Special thanks go to Dr. Ranjith Wijesinghe, Assistant Professor of Physics and Astronomy at Ball State University in Muncie, Indiana. This semester, Ranjith is teaching APHYS 316 (Medical Physics 2) using Intermediate Physics for Medicine and Biology. As he prepares his class lectures, Ranjith emails me all the mistakes he finds in our book, which I dutifully add to the errata. I can keep track of what the class is covering by the location of the errors Ranjith finds. In mid January the class was studying Fourier series, and he found a missing "sin" in Eq. 11.26d. By early February they were analyzing images, and Ranjith noticed some missing text in the figure associated with Problem 12.7. Then in mid February they began studying ultrasound, and eagle-eyed Ranjith emailed me that the derivative in Eq. 13.2 should be a partial derivative. I'm expecting some newly-discovered typo in Chapter 14 next week.

Actually, Ranjith is an old friend of mine.

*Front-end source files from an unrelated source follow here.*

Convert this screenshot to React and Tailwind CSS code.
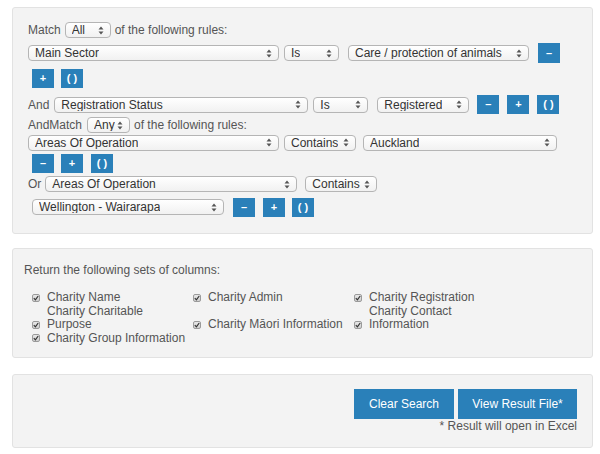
import React from 'react'

function Arrows() {
  return (
    <svg width="6" height="9" viewBox="0 0 6 9" className="shrink-0">
      <path d="M3 0.5 L5.5 3.5 L0.5 3.5 Z" fill="#555" />
      <path d="M3 8.5 L5.5 5.5 L0.5 5.5 Z" fill="#555" />
    </svg>
  )
}

function Select({ label, w, className = '' }) {
  return (
    <div
      className={`flex h-[16px] shrink-0 items-center justify-between rounded-[4px] border border-[#b5b5b5] bg-gradient-to-b from-white to-[#f1f1f1] pl-[6px] pr-[6px] text-[12px] leading-none text-[#333] ${className}`}
      style={{ width: w }}
    >
      <span className="truncate">{label}</span>
      <Arrows />
    </div>
  )
}

function Btn({ children, className = '' }) {
  return (
    <div
      className={`flex h-[19px] w-[22px] shrink-0 items-center justify-center bg-[#2a80b9] text-[11px] font-bold leading-none text-white ${className}`}
    >
      {children}
    </div>
  )
}

function Check() {
  return (
    <span className="flex h-[8px] w-[8px] shrink-0 items-center justify-center rounded-[2px] border border-[#9a9a9a] bg-gradient-to-b from-[#e8e8e8] to-[#cfcfcf]">
      <svg width="6" height="6" viewBox="0 0 6 6">
        <path d="M0.8 3.2 L2.4 4.8 L5.2 1" stroke="#333" strokeWidth="1.2" fill="none" />
      </svg>
    </span>
  )
}

const columns = [
  [
    { text: 'Charity Name', box: true },
    { text: 'Charity Admin', box: true },
    { text: 'Charity Registration', box: true },
  ],
  [
    { text: 'Charity Charitable', box: false },
    null,
    { text: 'Charity Contact', box: false },
  ],
  [
    { text: 'Purpose', box: true },
    { text: 'Charity Māori Information', box: true },
    { text: 'Information', box: true },
  ],
  [{ text: 'Charity Group Information', box: true }, null, null],
]

export default function App() {
  return (
    <div className="min-h-[454px] bg-white pt-[7px] pl-[12px] pr-[7px] font-['Liberation_Sans',Arial,sans-serif] text-[12px] text-[#555]">
      {/* Rules */}
      <div className="flex flex-col rounded-[3px] border border-[#e2e2e2] bg-[#f3f3f3] pl-[15px] pt-[14px] pb-[17px]">
        <div className="flex h-[16px] items-center">
          <span>Match</span>
          <Select label="All" w={46} className="ml-[4px]" />
          <span className="ml-[4px]">of the following rules:</span>
        </div>

        <div className="mt-[5px] flex h-[20px] items-center">
          <Select label="Main Sector" w={251} />
          <Select label="Is" w={55} className="ml-[5px]" />
          <Select label="Care / protection of animals" w={181} className="ml-[9px]" />
          <Btn className="ml-[9px] h-[20px]">–</Btn>
        </div>

        <div className="mt-[6px] flex h-[19px] items-center pl-[4px]">
          <Btn>+</Btn>
          <Btn className="ml-[7px]">( )</Btn>
        </div>

        <div className="mt-[8px] flex h-[17px] items-center">
          <span>And</span>
          <Select label="Registration Status" w={254} className="ml-[5px]" />
          <Select label="Is" w={55} className="ml-[5px]" />
          <Select label="Registered" w={92} className="ml-[9px]" />
          <Btn className="ml-[8px] h-[17px]">–</Btn>
          <Btn className="ml-[8px] h-[17px]">+</Btn>
          <Btn className="ml-[8px] h-[17px]">( )</Btn>
        </div>

        <div className="mt-[4px] flex h-[16px] items-center">
          <span>AndMatch</span>
          <Select label="Any" w={43} className="ml-[5px]" />
          <span className="ml-[4px]">of the following rules:</span>
        </div>

        <div className="mt-[1px] flex h-[17px] items-center">
          <Select label="Areas Of Operation" w={251} />
          <Select label="Contains" w={72} className="ml-[5px]" />
          <Select label="Auckland" w={194} className="ml-[7px]" />
        </div>

        <div className="mt-[3px] flex h-[19px] items-center pl-[4px]">
          <Btn>–</Btn>
          <Btn className="ml-[7px]">+</Btn>
          <Btn className="ml-[8px]">( )</Btn>
        </div>

        <div className="mt-[3px] flex h-[16px] items-center">
          <span>Or</span>
          <Select label="Areas Of Operation" w={252} className="ml-[4px]" />
          <Select label="Contains" w={72} className="ml-[8px]" />
        </div>

        <div className="mt-[6px] flex h-[18px] items-center pl-[4px]">
          <Select label="Wellington - Wairarapa" w={192} />
          <Btn className="ml-[9px] h-[18px]">–</Btn>
          <Btn className="ml-[8px] h-[18px]">+</Btn>
          <Btn className="ml-[7px] h-[18px]">( )</Btn>
        </div>
      </div>

      {/* Columns */}
      <div className="mt-[14px] rounded-[3px] border border-[#e2e2e2] bg-[#f3f3f3] pl-[11px] pt-[14px] pb-[12px] text-[12px]">
        <div className="leading-[14px]">Return the following sets of columns:</div>
        <div className="mt-[14px] grid grid-cols-[161px_161px_161px] pl-[8px] leading-[13.5px]">
          {columns.flat().map((item, i) =>
            item ? (
              <div key={i} className="flex h-[13.5px] items-center">
                <span className="flex w-[15px] shrink-0">{item.box && <Check />}</span>
                <span>{item.text}</span>
              </div>
            ) : (
              <div key={i} className="h-[13.5px]" />
            )
          )}
        </div>
      </div>

      {/* Actions */}
      <div className="mt-[16px] flex flex-col items-end rounded-[3px] border border-[#e2e2e2] bg-[#f3f3f3] pr-[15px] pt-[14px] pb-[14px]">
        <div className="flex gap-[4px]">
          <div className="flex h-[30px] w-[100px] items-center justify-center bg-[#2a80b9] text-[12px] text-white">
            Clear Search
          </div>
          <div className="flex h-[30px] w-[119px] items-center justify-center bg-[#2a80b9] text-[12px] text-white">
            View Result File*
          </div>
        </div>
        <div className="mt-[1px] leading-[13px]">* Result will open in Excel</div>
      </div>
    </div>
  )
}
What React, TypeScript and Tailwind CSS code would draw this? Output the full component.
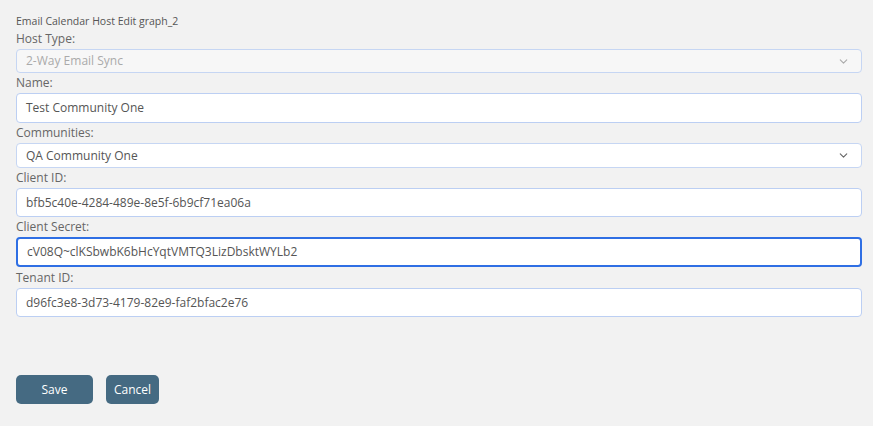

We were graduate students together at Vanderbilt University in the late 1980s, and both worked in the lab of John Wikswo. I took care of the crayfish (which have some giant axons that are useful for studying action currents) and Ranjith looked after the frogs (whose sciatic nerve is an excellent model for analyzing the compound action potential). After leaving Vanderbilt, Ranjith was a postdoc at Tulane University with Paul Nunez, an expert in electroencephalography and author of the acclaimed textbook Electric Fields of the Brain: The Neurophysics of EEG. While a member of Nunez's group, Ranjith coauthored several papers, including "EEG coherency.1. Statistics, reference electrode, volume conduction, Laplacians, cortical imaging, and interpretation at multiple scales" in the journal Electroencephalography and Clinical Neurophysiology (Volume 103, Pages 499-515, 1997). According to Google Scholar, this landmark paper has been cited 277 times, which is quite an accomplishment (and is more citations than my most cited paper has).

I hope Ranjith keeps on sending me errors he finds, and I encourage other careful readers to do so too. And a big HELLO! to Ball State students taking Medical Physics 2. The true measure of a textbook is what the students think of it. I hope you all find it useful, and best of luck to you as the end of the semester approaches. Don't give Dr. Wijesinghe too hard a time in class. If he finishes early one day and you have a few minutes to spare, ask him for some old stories from graduate school. He has a few, if he will tell you!